The far-reaching legacy of lynchings
Does historical racial animus continue to influence the voting behavior of Blacks today?
It has been more than 50 years since the Voting Rights Act was passed. And while that landmark piece of legislation aimed to level the political playing field for minorities once and for all, political participation among Blacks still remains lower than that of Whites in many US elections.
A paper in the American Economic Journal: Applied Economics shows that historical racial animus is partly to blame. Author Jhacova Williams found that Blacks who live in counties that were exposed to a relatively higher number of lynchings a century ago have lower voter registration rates today.
The right panel of Figure 5 from Williams’s paper shows this association controlling for historical factors, such as local rates of slavery and Black literacy.
Right panel of Figure 5 from Williams (2022)
The x-axis in the chart indicates the rates at which Blacks were lynched from 1882 to 1930 in the American South. And the y-axis indicates the percentage of Black registered voters from 2000 to 2012.
Each point represents a group of counties with similar lynching rates, while the red line is a line of best fit. The most violent counties—those toward the right in the chart—had as many as 25 lynchings over the period. The plot reveals a strong negative relationship between historical lynchings and voting norms, which Williams shows survives several robustness checks.

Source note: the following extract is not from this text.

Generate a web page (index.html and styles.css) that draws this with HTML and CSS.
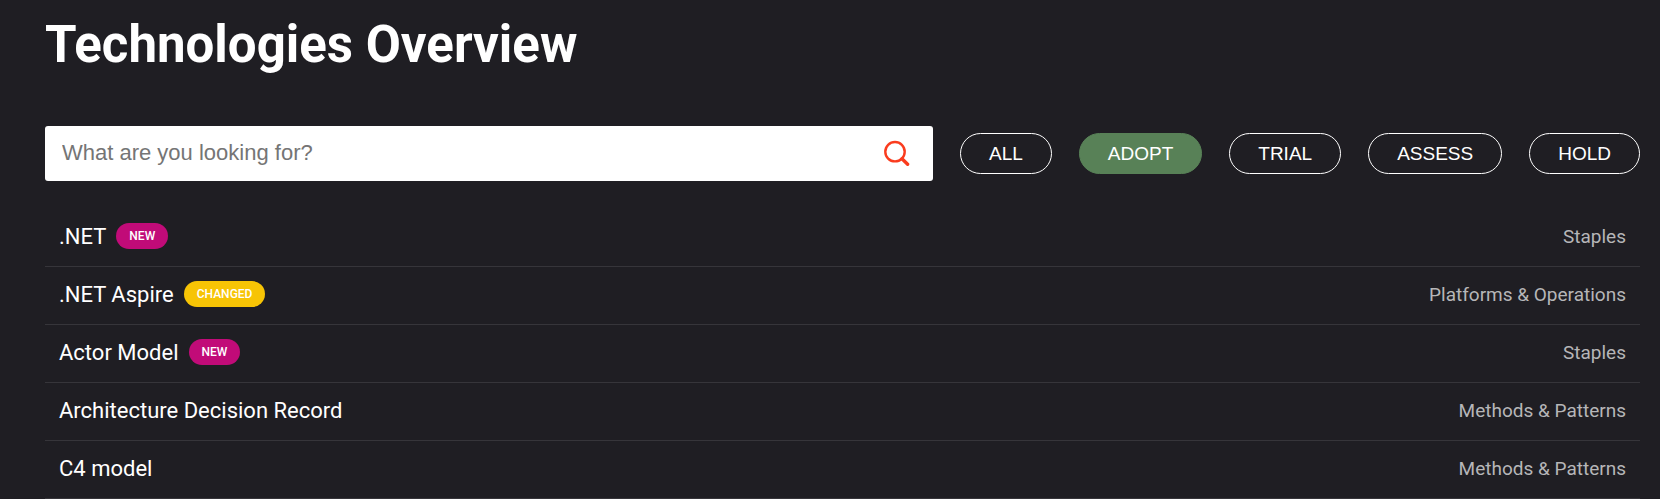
FILE: index.html
```html
<!DOCTYPE html>
<html lang="en">
<head>
    <meta charset="UTF-8">
    <meta name="viewport" content="width=device-width, initial-scale=1.0">
    <title>Technologies Overview</title>
    <link rel="stylesheet" href="styles.css">
</head>
<body>
    <main class="overview">
        <h1>Technologies Overview</h1>
        <div class="toolbar">
            <form class="search" role="search">
                <input type="search" class="search-input" placeholder="What are you looking for?" aria-label="Search technologies">
                <button type="submit" class="search-button" aria-label="Search">
                    <svg width="27" height="27" viewBox="0 0 27 27" fill="none" stroke="currentColor" stroke-linecap="round">
                        <circle cx="12" cy="11.7" r="9.7" stroke-width="2.4"/>
                        <path d="M19 18.8L24.6 24.2" stroke-width="3.4"/>
                    </svg>
                </button>
            </form>
            <div class="filters">
                <button type="button" class="filter">ALL</button>
                <button type="button" class="filter active" aria-pressed="true">ADOPT</button>
                <button type="button" class="filter">TRIAL</button>
                <button type="button" class="filter">ASSESS</button>
                <button type="button" class="filter">HOLD</button>
            </div>
        </div>
        <ul class="items">
            <li><a href="#" class="item"><span class="title">.NET</span><span class="badge new">New</span><span class="category">Staples</span></a></li>
            <li><a href="#" class="item"><span class="title">.NET Aspire</span><span class="badge changed">Changed</span><span class="category">Platforms &amp; Operations</span></a></li>
            <li><a href="#" class="item"><span class="title">Actor Model</span><span class="badge new">New</span><span class="category">Staples</span></a></li>
            <li><a href="#" class="item"><span class="title">Architecture Decision Record</span><span class="category">Methods &amp; Patterns</span></a></li>
            <li><a href="#" class="item"><span class="title">C4 model</span><span class="category">Methods &amp; Patterns</span></a></li>
        </ul>
    </main>
</body>
</html>
```
FILE: styles.css
```css
* { margin: 0; padding: 0; box-sizing: border-box; }
body {
    font-family: Roboto, sans-serif;
    background: #1f1e23;
    color: #fff;
}
.overview {
    padding: 14px 20px 0 45px;
}
h1 {
    font-size: 51px;
    font-weight: 700;
    line-height: 62px;
    margin-bottom: 50px;
}
.toolbar {
    display: flex;
    align-items: center;
    gap: 27px;
    margin-bottom: 28px;
}
.search {
    display: flex;
    align-items: center;
    flex: 1;
    background: #fff;
    border-radius: 3px;
    padding-right: 23px;
}
.search-input {
    flex: 1;
    min-width: 0;
    height: 55px;
    padding-left: 17px;
    padding-bottom: 1px;
    border: none;
    outline: none;
    background: transparent;
    font-family: "Liberation Sans", Arial, sans-serif;
    font-size: 22px;
    color: #1f1e23;
    appearance: none;
}
.search-input::placeholder {
    color: #757575;
}
.search-button {
    display: flex;
    border: none;
    background: none;
    color: #fa3c1e;
    cursor: pointer;
}
.filters {
    display: flex;
    gap: 27px;
}
.filter {
    height: 41px;
    padding: 0 28px;
    border: 1px solid #fff;
    border-radius: 21px;
    background: transparent;
    color: #fff;
    font-family: "Liberation Sans", Arial, sans-serif;
    font-size: 19px;
    cursor: pointer;
}
.filter.active {
    background: #588157;
    border-color: #588157;
}
.items {
    list-style: none;
}
.items li {
    border-bottom: 1px solid #36353a;
}
.item {
    display: flex;
    align-items: center;
    gap: 10px;
    padding: 13px 14px 15px;
    color: #fff;
    text-decoration: none;
}
.title {
    font-size: 22px;
    line-height: 29px;
}
.badge {
    margin-bottom: 2px;
    padding: 0 13px;
    border-radius: 13px;
    font-size: 12px;
    font-weight: 500;
    line-height: 26px;
    text-transform: uppercase;
}
.badge.new {
    background: #c10b78;
}
.badge.changed {
    background: #f7c405;
}
.category {
    margin-left: auto;
    font-size: 19px;
    color: #b6b6b8;
}
```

Overall, Williams calculates that moving from the twenty-fifth percentile of lynching rates to the seventy-fifth percentile results in a 2.7 percent drop in voter registration rates among Blacks.
These findings, which document the persistent effects of historical lynchings on political participation, may have policy implications for protecting the voting rights of minorities.
“Historical Lynchings and the Contemporary Voting Behavior of Blacks” appears in the July 2022 issue of the American Economic Journal: Applied Economics.